Her experiences in Wellington lead her to become involved and eventually chair the Māori Women’s Welfare League, which interacted with all levels of government to find housing for Māori families who were living in poverty due to high levels of unemployment and racism.

Whina’s life was filled with obstacles that she fought to overcome. Sexism, racism, remaining true to her Catholic faith whilst embracing her heritage. Her people both needed her and at times despised her. In the film, the two obstacles are personified by her brother Pita and the local priest Father Mulder (Erroll Shand).
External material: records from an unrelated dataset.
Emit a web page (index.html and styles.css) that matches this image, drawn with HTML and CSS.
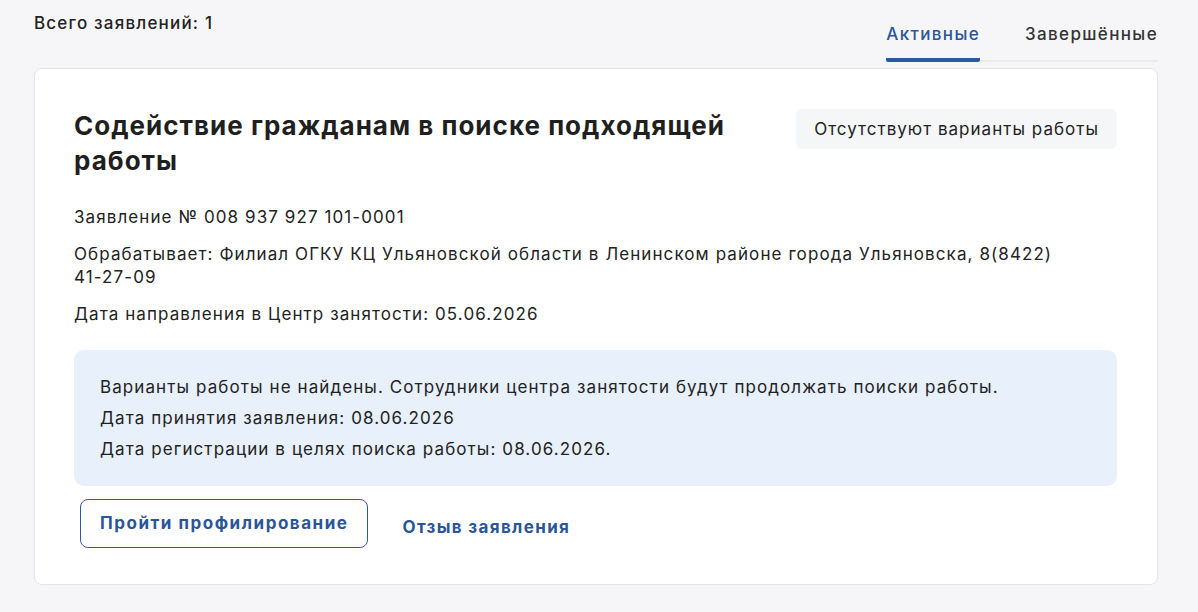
FILE: index.html
```html
<!DOCTYPE html>
<html lang="ru">
<head>
    <meta charset="UTF-8">
    <title>Заявления</title>
    <link rel="stylesheet" href="styles.css">
</head>
<body>
    <div class="page">
        <div class="top">
            <div class="total">Всего заявлений: 1</div>
            <div class="tabs">
                <span class="tab active">Активные</span>
                <span class="tab">Завершённые</span>
            </div>
        </div>

        <div class="card">
            <div class="card-head">
                <h2>Содействие гражданам в поиске подходящей работы</h2>
                <span class="status">Отсутствуют варианты работы</span>
            </div>
            <p class="info">Заявление № 008 937 927 101-0001</p>
            <p class="info">Обрабатывает: Филиал ОГКУ КЦ Ульяновской области в Ленинском районе города Ульяновска, 8(8422) 41-27-09</p>
            <p class="info">Дата направления в Центр занятости: 05.06.2026</p>

            <div class="notice">
                <p>Варианты работы не найдены. Сотрудники центра занятости будут продолжать поиски работы.</p>
                <p>Дата принятия заявления: 08.06.2026</p>
                <p>Дата регистрации в целях поиска работы: 08.06.2026.</p>
            </div>

            <div class="actions">
                <button class="button">Пройти профилирование</button>
                <a class="link" href="#">Отзыв заявления</a>
            </div>
        </div>
    </div>
</body>
</html>
```

FILE: styles.css
```css
body {
    font-family: 'Inter', 'Open Sans', sans-serif;
    letter-spacing: 0.068em;
    color: #222;
    background-color: #f6f6f8;
    margin: 0;
}
.page {
    padding: 0 40px 0 34px;
}
.top {
    display: flex;
    justify-content: space-between;
    align-items: flex-start;
    height: 68px;
}
.total {
    font-size: 17px;
    font-weight: 500;
    margin-top: 13px;
    letter-spacing: 0.07em;
}
.tabs {
    display: flex;
    gap: 45px;
    margin-top: 24px;
    border-bottom: 2px solid #e9ebef;
    height: 36px;
}
.tab {
    font-size: 17px;
    font-weight: 500;
    color: #333;
    height: 34px;
    letter-spacing: 0.08em;
}
.tab.active {
    color: #2a5598;
    border-bottom: 4px solid #2a5aa3;
    border-radius: 2px;
    margin-bottom: -2px;
}
.card {
    background: white;
    border: 1px solid #e2e4e8;
    border-radius: 8px;
    padding: 39px 40px 36px 39px;
}
.card-head {
    display: flex;
    justify-content: space-between;
    align-items: flex-start;
    margin-bottom: 28px;
}
.card-head h2 {
    font-size: 26px;
    font-weight: 700;
    line-height: 35px;
    letter-spacing: 0.039em;
    margin: 0;
    max-width: 700px;
    color: #1f1f1f;
}
.status {
    background: #f5f6f8;
    border-radius: 6px;
    padding: 9px 18px;
    font-size: 17px;
    line-height: 22px;
    margin-top: 1px;
    letter-spacing: 0.06em;
}
.info {
    font-size: 17px;
    line-height: 23px;
    margin: 0 0 14px;
    max-width: 1000px;
}
.notice {
    background: #e7f0fb;
    border-radius: 10px;
    padding: 26px 26px 25px;
    margin-top: 24px;
}
.notice p {
    font-size: 17px;
    line-height: 23px;
    margin: 0 0 8px;
}
.notice p:last-child {
    margin-bottom: 0;
}
.actions {
    display: flex;
    align-items: center;
    gap: 34px;
    margin-top: 13px;
    padding-left: 6px;
}
.button {
    background: white;
    border: 1px solid #2a5aa3;
    border-radius: 8px;
    color: #2a5598;
    font-family: inherit;
    letter-spacing: 0.09em;
    font-size: 17px;
    font-weight: 700;
    padding: 13px 19px 14px;
    cursor: pointer;
}
.link {
    color: #2a5598;
    font-size: 17px;
    font-weight: 700;
    letter-spacing: 0.08em;
    text-decoration: none;
    margin-top: 7px;
}
```
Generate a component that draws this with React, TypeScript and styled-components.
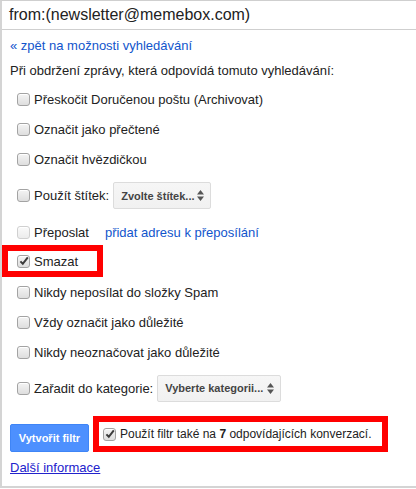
import React from "react";
import styled, { createGlobalStyle, css } from "styled-components";

const Global = createGlobalStyle`
  html, body { margin: 0; padding: 0; background: #fff; }
  body { font-family: "Liberation Sans", Arial, sans-serif; color: #222; }
`;

const Frame = styled.div`
  box-sizing: border-box;
  width: 416px;
  height: 488px;
  border-top: 1px solid #cfcfcf;
  border-left: 2px solid #d4d4d4;
  border-bottom: 2px solid #d4d4d4;
  display: flex;
  flex-direction: column;
`;

const SearchBar = styled.div`
  box-sizing: border-box;
  height: 29px;
  border-bottom: 1px solid #cfcfcf;
  padding-left: 7px;
  display: flex;
  align-items: center;
  font-size: 16px;
  color: #222;
`;

const Panel = styled.div`
  display: flex;
  flex-direction: column;
  padding-top: 8px;
  font-size: 13px;
`;

const BackLink = styled.a`
  color: #15c;
  text-decoration: none;
  height: 16px;
  line-height: 16px;
  margin-left: 8px;
  cursor: pointer;
`;

const Heading = styled.div`
  height: 16px;
  line-height: 16px;
  margin: 9px 0 5px 8px;
  color: #222;
`;

const Row = styled.div<{ $h?: number; $hl?: boolean }>`
  box-sizing: border-box;
  display: flex;
  align-items: center;
  height: ${(p) => p.$h ?? 30}px;
  padding-left: 15px;
  color: #222;
  ${(p) =>
    p.$hl &&
    css`
      width: 101px;
      height: 32px;
      margin: -2px 0 0 0;
      border: 6px solid #ff0000;
      padding-left: 9px;
    `}
`;

const Label = styled.span`
  white-space: nowrap;
`;

const Box = styled.span<{ $disabled?: boolean }>`
  box-sizing: border-box;
  width: 13px;
  height: 13px;
  flex: 0 0 13px;
  border-radius: 3px;
  border: 1px solid ${(p) => (p.$disabled ? "#d0d0d0" : "#a3a3a3")};
  background: ${(p) =>
    p.$disabled
      ? "linear-gradient(#fafafa, #ececec)"
      : "linear-gradient(#f4f4f4, #dedede)"};
  box-shadow: inset 0 1px 0 #fff;
  margin-right: 4px;
  display: flex;
  align-items: center;
  justify-content: center;
`;

const Check = ({ checked, disabled }: { checked?: boolean; disabled?: boolean }) => (
  <Box $disabled={disabled}>
    {checked && (
      <svg width="10" height="10" viewBox="0 0 10 10">
        <path d="M1.4 5.4 L3.8 7.8 L8.8 1.4" fill="none" stroke="#3c3c3c" strokeWidth="2" />
      </svg>
    )}
  </Box>
);

const Select = styled.div<{ $w: number }>`
  box-sizing: border-box;
  width: ${(p) => p.$w}px;
  height: 27px;
  margin-left: 4px;
  border: 1px solid #dcdcdc;
  border-radius: 2px;
  background: linear-gradient(#f6f6f6, #f1f1f1);
  color: #444;
  font-size: 11px;
  font-weight: bold;
  display: flex;
  align-items: center;
  justify-content: space-between;
  padding: 0 6px 0 7px;
  white-space: nowrap;
`;

const Arrows = () => (
  <svg width="7" height="11" viewBox="0 0 7 11">
    <path d="M0 4.5 L3.5 0 L7 4.5 Z M0 6.5 L3.5 11 L7 6.5 Z" fill="#555" />
  </svg>
);

const ForwardLink = styled.a`
  color: #15c;
  margin-left: 16px;
  cursor: pointer;
  white-space: nowrap;
`;

const ActionRow = styled.div`
  display: flex;
  align-items: center;
  margin-top: 7px;
  padding-left: 8px;
  height: 36px;
`;

const CreateButton = styled.button`
  box-sizing: border-box;
  width: 79px;
  height: 28px;
  margin-top: 8px;
  border: 1px solid #3f85f6;
  border-radius: 2px;
  background: #4d90fe;
  color: #fff;
  font-family: "Liberation Sans", Arial, sans-serif;
  font-size: 11px;
  font-weight: bold;
  padding: 0;
`;

const ApplyBox = styled.div`
  box-sizing: border-box;
  height: 36px;
  width: 295px;
  margin-left: 4px;
  border: 6px solid #ff0000;
  display: flex;
  align-items: center;
  padding-left: 4px;
  color: #222;
  font-size: 12px;
`;

const MoreLink = styled.a`
  color: #22c;
  text-decoration: underline;
  margin: 8px 0 0 8px;
  height: 16px;
  line-height: 16px;
  align-self: flex-start;
  cursor: pointer;
`;

export default function App() {
  return (
    <>
      <Global />
      <Frame>
        <SearchBar>from:(newsletter@memebox.com)</SearchBar>
        <Panel>
          <BackLink>« zpět na možnosti vyhledávání</BackLink>
          <Heading>Při obdržení zprávy, která odpovídá tomuto vyhledávání:</Heading>
          <Row>
            <Check />
            <Label>Přeskočit Doručenou poštu (Archivovat)</Label>
          </Row>
          <Row>
            <Check />
            <Label>Označit jako přečtené</Label>
          </Row>
          <Row>
            <Check />
            <Label>Označit hvězdičkou</Label>
          </Row>
          <Row $h={43}>
            <Check />
            <Label>Použít štítek:</Label>
            <Select $w={98}>
              Zvolte štítek...
              <Arrows />
            </Select>
          </Row>
          <Row>
            <Check disabled />
            <Label>Přeposlat</Label>
            <ForwardLink>přidat adresu k přeposílání</ForwardLink>
          </Row>
          <Row $hl>
            <Check checked />
            <Label>Smazat</Label>
          </Row>
          <Row>
            <Check />
            <Label>Nikdy neposílat do složky Spam</Label>
          </Row>
          <Row>
            <Check />
            <Label>Vždy označit jako důležité</Label>
          </Row>
          <Row>
            <Check />
            <Label>Nikdy neoznačovat jako důležité</Label>
          </Row>
          <Row $h={42}>
            <Check />
            <Label>Zařadit do kategorie:</Label>
            <Select $w={124}>
              Vyberte kategorii...
              <Arrows />
            </Select>
          </Row>
          <ActionRow>
            <CreateButton>Vytvořit filtr</CreateButton>
            <ApplyBox>
              <Check checked />
              <Label>
                Použít filtr také na <b>7</b> odpovídajících konverzací.
              </Label>
            </ApplyBox>
          </ActionRow>
          <MoreLink>Další informace</MoreLink>
        </Panel>
      </Frame>
    </>
  );
}
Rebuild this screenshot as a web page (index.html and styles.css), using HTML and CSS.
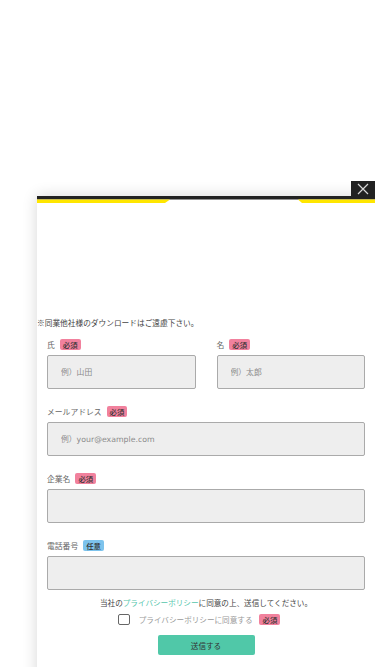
FILE: index.html
```html
<!DOCTYPE html>
<html lang="ja">
<head>
    <meta charset="UTF-8">
    <meta name="viewport" content="width=device-width, initial-scale=1.0">
    <title>資料ダウンロード</title>
    <link rel="stylesheet" href="styles.css">
</head>
<body>
    <div class="modal">
        <button class="close-btn" aria-label="閉じる">
            <svg width="12" height="12" viewBox="0 0 12 12">
                <path d="M1 1L11 11M11 1L1 11" stroke="#d8d8d8" stroke-width="1.2" fill="none"/>
            </svg>
        </button>
        <div class="modal-head">
            <svg class="head-line" viewBox="0 0 338 7" preserveAspectRatio="none">
                <rect x="0" y="0" width="338" height="3.5" fill="#222"/>
                <polygon points="0,3.5 133,3.5 128,7 0,7" fill="#ffe600"/>
                <polygon points="261,3.5 338,3.5 338,7 265,7" fill="#ffe600"/>
            </svg>
        </div>
        <div class="modal-visual"></div>
        <p class="notice">※同業他社様のダウンロードはご遠慮下さい。</p>

        <form class="dl-form">
            <div class="row">
                <div class="field">
                    <div class="label">氏 <span class="badge req">必須</span></div>
                    <input class="input" type="text" placeholder="例）山田">
                </div>
                <div class="field">
                    <div class="label">名 <span class="badge req">必須</span></div>
                    <input class="input" type="text" placeholder="例）太郎">
                </div>
            </div>
            <div class="field">
                <div class="label">メールアドレス <span class="badge req">必須</span></div>
                <input class="input" type="email" placeholder="例）your@example.com">
            </div>
            <div class="field">
                <div class="label">企業名 <span class="badge req">必須</span></div>
                <input class="input" type="text">
            </div>
            <div class="field">
                <div class="label">電話番号 <span class="badge opt">任意</span></div>
                <input class="input" type="tel">
            </div>

            <p class="agree">当社の<a href="#">プライバシーポリシー</a>に同意の上、送信してください。</p>
            <label class="check">
                <input type="checkbox">
                <span class="check-text">プライバシーポリシーに同意する</span>
                <span class="badge req">必須</span>
            </label>
            <div class="submit-wrap">
                <button class="submit" type="button">送信する</button>
            </div>
        </form>
    </div>
</body>
</html>
```

FILE: styles.css
```css
body {
    margin: 0;
    background: #fff;
    font-family: "Noto Sans CJK JP", "Noto Sans", sans-serif;
    color: #555;
    overflow: hidden;
}
.modal {
    position: relative;
    margin: 196px 0 0 37px;
    width: 338px;
    background: #fff;
    box-shadow: 0 0 14px rgba(0, 0, 0, 0.16);
    padding-bottom: 30px;
}
.close-btn {
    position: absolute;
    top: -15px;
    right: 0;
    width: 24px;
    height: 16px;
    padding: 0;
    border: none;
    background: #222;
    display: flex;
    align-items: center;
    justify-content: center;
    cursor: pointer;
}
.modal-head {
    height: 7px;
}
.head-line {
    display: block;
    width: 100%;
    height: 7px;
}
.modal-visual {
    height: 114px;
}
.notice {
    margin: 0;
    font-size: 7.7px;
    line-height: 12px;
    color: #444;
}
.dl-form {
    padding: 10px 10px 0;
}
.row {
    display: flex;
    gap: 21px;
}
.row .field {
    flex: 1;
}
.field {
    margin-bottom: 17px;
}
.label {
    display: flex;
    align-items: center;
    gap: 5px;
    height: 11px;
    font-size: 7.8px;
    color: #666;
    margin-bottom: 5px;
}
.badge {
    display: inline-block;
    font-size: 7.4px;
    font-weight: 500;
    line-height: 11px;
    height: 11px;
    padding: 0 3px;
    border-radius: 2px;
    color: #333;
}
.badge.req {
    background: #f1819d;
}
.badge.opt {
    background: #7dc3ec;
}
.input {
    display: block;
    box-sizing: border-box;
    width: 100%;
    height: 34px;
    margin: 0;
    padding: 0 13px;
    background: #eee;
    border: 1px solid #aaa;
    border-radius: 2px;
    font-family: "DejaVu Sans", "Noto Sans CJK JP", sans-serif;
    font-size: 7.8px;
    color: #555;
}
.input::placeholder {
    color: #8a8a8a;
}
.agree {
    margin: -10px 0 0;
    text-align: center;
    font-size: 7.6px;
    line-height: 12px;
    color: #444;
}
.agree a {
    color: #55c6ac;
    text-decoration: none;
}
.check {
    display: flex;
    align-items: center;
    justify-content: center;
    height: 15px;
    margin: 3px 14px 0 0;
    font-size: 7.6px;
    color: #999;
}
.check input {
    appearance: none;
    width: 12px;
    height: 11px;
    margin: 0 9px 0 0;
    border: 1px solid #666;
    border-radius: 2px;
    background: #fff;
}
.check-text {
    margin-right: 7px;
}
.submit-wrap {
    display: flex;
    justify-content: center;
    margin-top: 8px;
}
.submit {
    width: 97px;
    height: 20px;
    border: none;
    border-radius: 2px;
    background: #50c8a8;
    color: #333;
    font-family: inherit;
    font-size: 7.6px;
    cursor: pointer;
}
```
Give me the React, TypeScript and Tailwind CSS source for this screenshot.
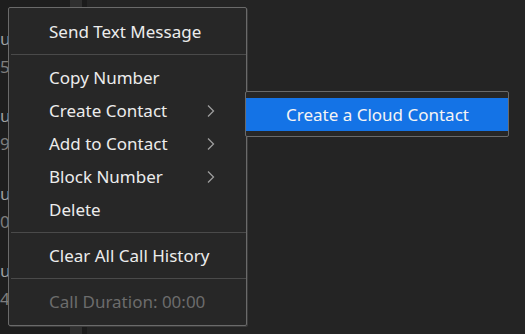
import React from "react";

const rows = [
  { top: "u", bottom: "5" },
  { top: "u", bottom: "9" },
  { top: "u", bottom: "0" },
  { top: "u", bottom: "4" },
];

function Chevron() {
  return (
    <svg width="9" height="14" viewBox="0 0 9 14" fill="none" className="text-[#9d9d9d]">
      <polyline points="2,1.5 7.5,7 2,12.5" stroke="currentColor" strokeWidth="1.3" />
    </svg>
  );
}

function Item({ label, sub, disabled }: { label: string; sub?: boolean; disabled?: boolean }) {
  return (
    <div className="h-[33px] flex items-center pl-[40px] pr-[31px] justify-between">
      <span className={disabled ? "text-[#6c6c6c]" : "text-[#ececec]"}>{label}</span>
      {sub && <Chevron />}
    </div>
  );
}

function Separator() {
  return <div className="my-[6px] ml-[2px] h-px bg-[#4a4a4a]" />;
}

export default function App() {
  return (
    <div
      className="relative w-[525px] h-[334px] overflow-hidden bg-[#242424] flex"
      style={{ fontFamily: '"Noto Sans", "Open Sans", sans-serif' }}
    >
      <div className="w-[70px] bg-[#1e1e1e] flex flex-col pt-[25px]">
        {rows.map((r, i) => (
          <div key={i} className="h-[85px] flex flex-col text-[17px] leading-[28px]">
            <span className="text-[#a0a0a0]">{r.top}</span>
            <span className="text-[#7e7e7e]">{r.bottom}</span>
          </div>
        ))}
      </div>
      <div className="w-[12px] bg-[#2f2f2f]" />
      <div className="w-[5px] bg-[#1b1b1b]" />
      <div className="flex-1" />

      <div className="absolute left-[8px] top-[7px] w-[239px] bg-[#272727] border border-[#6a6a6a] rounded-[2px] pt-[7px] pb-[7px] text-[17px] shadow-[1px_1px_0_#3a3a3a]">
        <Item label="Send Text Message" />
        <Separator />
        <Item label="Copy Number" />
        <Item label="Create Contact" sub />
        <Item label="Add to Contact" sub />
        <Item label="Block Number" sub />
        <Item label="Delete" />
        <Separator />
        <Item label="Clear All Call History" />
        <Separator />
        <Item label="Call Duration: 00:00" disabled />
      </div>

      <div className="absolute left-[245px] top-[91px] w-[264px] bg-[#272727] border border-[#6a6a6a] rounded-[2px] pt-[6px] pb-[5px] text-[17px]">
        <div className="h-[33px] bg-[#1473e6] flex items-center pl-[40px] text-[#f4f4f4]">
          Create a Cloud Contact
        </div>
      </div>
    </div>
  );
}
Rena Owen and Miriama McDowell deliver powerhouse performances as Whina; a complex and indomitable woman whose activism led her to be known as Te Whāea-o-te-Motu (Mother of the Nation). Yet, the performances don’t really give us much of an interior sense of Whina. Miriama McDowell spends the longest amount of time onscreen as the character and is steely and determined, and also deeply in love with William. She gives rousing speeches, but something is missing in the storytelling. Why did Whina become uncooperative with the board of Māori Women’s Welfare League? Why did she continue to embrace a faith that was brought by colonisers? Whina Cooper was a complex figure and an important one; but the directors seem at a loss to find a way to portray her that doesn’t fall into some deeply melodramatic traps and at times manufactured.

Despite obvious shortcomings, Whina brings a critical figure in Aotearoan history to vivid, if somewhat sentimentalised, life. For many New Zealanders, the footage of Whina’s march which eventually gained thousands of supporters crossing the bridge into Wellington, will be an indelible moment. For those outside of New Zealand, it is an opportunity to learn about a woman who fought for her people and who was so significant that at almost 80, a new generation of activists chose her as their figurehead.